Note this condition states that competition has driven firms to price at marginal cost in each industry or $P_A=M{C}_A=w\frac{1}{F_L}$ and $P_M=M{C}_M=w\frac{1}{G_L}$ which in turn implies that at a market equilibrium optimum

$$\frac{P_A}{P_M}=\frac{G_L(K_M,L_M)}{F_L(K_A,L_A)}$$

This states that the world price line with slope (negative) $\frac{P_A}{P_M}$ will be tangent to the production possibility frontier which as a slope (negative) $\frac{M{C}_A}{M{C}_M}=\frac{P_A}{P_M}$ which can also be written as $\frac{G_L}{F_L}$ or equivalently $\frac{G_K}{F_K}$. The competitive market leads producers to move resources across sectors to maximize the value of GDP at world prices.

The Stolper Samuelson line

We can derive a relationship between relative product prices (set on the world market) and the equilibrium wage-rental ration $w/r$.

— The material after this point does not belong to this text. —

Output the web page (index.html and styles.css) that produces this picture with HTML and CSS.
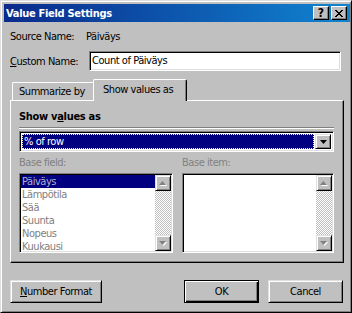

With the Cobb Douglas technology we can write:

$$F_L=(1-\alpha ){\left[\frac{K_A}{L_A}\right]}^{\alpha }$$

$$F_K=\alpha {\left[\frac{L_M}{K_M}\right]}^{\alpha }$$

The first order necessary conditions for an interior optimum in each sector lead to an equilibrium where the following condition must hold:

$$\frac{F_L(K_A,L_A)}{F_K(K_A,L_A)}=\frac{w}{r}=\frac{G_L(\overline{K}-K_A,\overline{L}-L_A)}{G_K(\overline{K}-K_A,\overline{L}-L_A)}$$

Using these expressions and earlier factor demand expressions we can derive:

$$\frac{P_A}{P_M}=\frac{1-\alpha }{1-\beta }\frac{{\left[\frac{(1-\beta )}{\beta }\frac{w}{r}\right]}^{\beta }}{{\left[\frac{(1-\alpha )}{\alpha }\frac{w}{r}\right]}^{\alpha }}$$

or

$$\frac{P_A}{P_M}=\mathrm{\Gamma }{\left[\frac{w}{r}\right]}^{\beta -\alpha }$$

where

$$\mathrm{\Gamma }=\frac{1-\alpha }{1-\beta }{\left(\frac{\alpha }{1-\alpha }\right)}^{\alpha }{\left(\frac{1-\beta }{\beta }\right)}^{\beta }$$

Inverting, we get an expression for the Stolper Samuelson Line

$$\frac{w}{r}=\frac{1}{\mathrm{\Gamma }}{\left[\frac{P_A}{P_M}\right]}^{\frac{1}{\beta -\alpha }}$$

The Stolper Samuelson Theorem

The Stolper Samuelson theorem tells us how changes in the world relative price of products translates into changes in the relative price of factors and therefore in the distribution of income in society.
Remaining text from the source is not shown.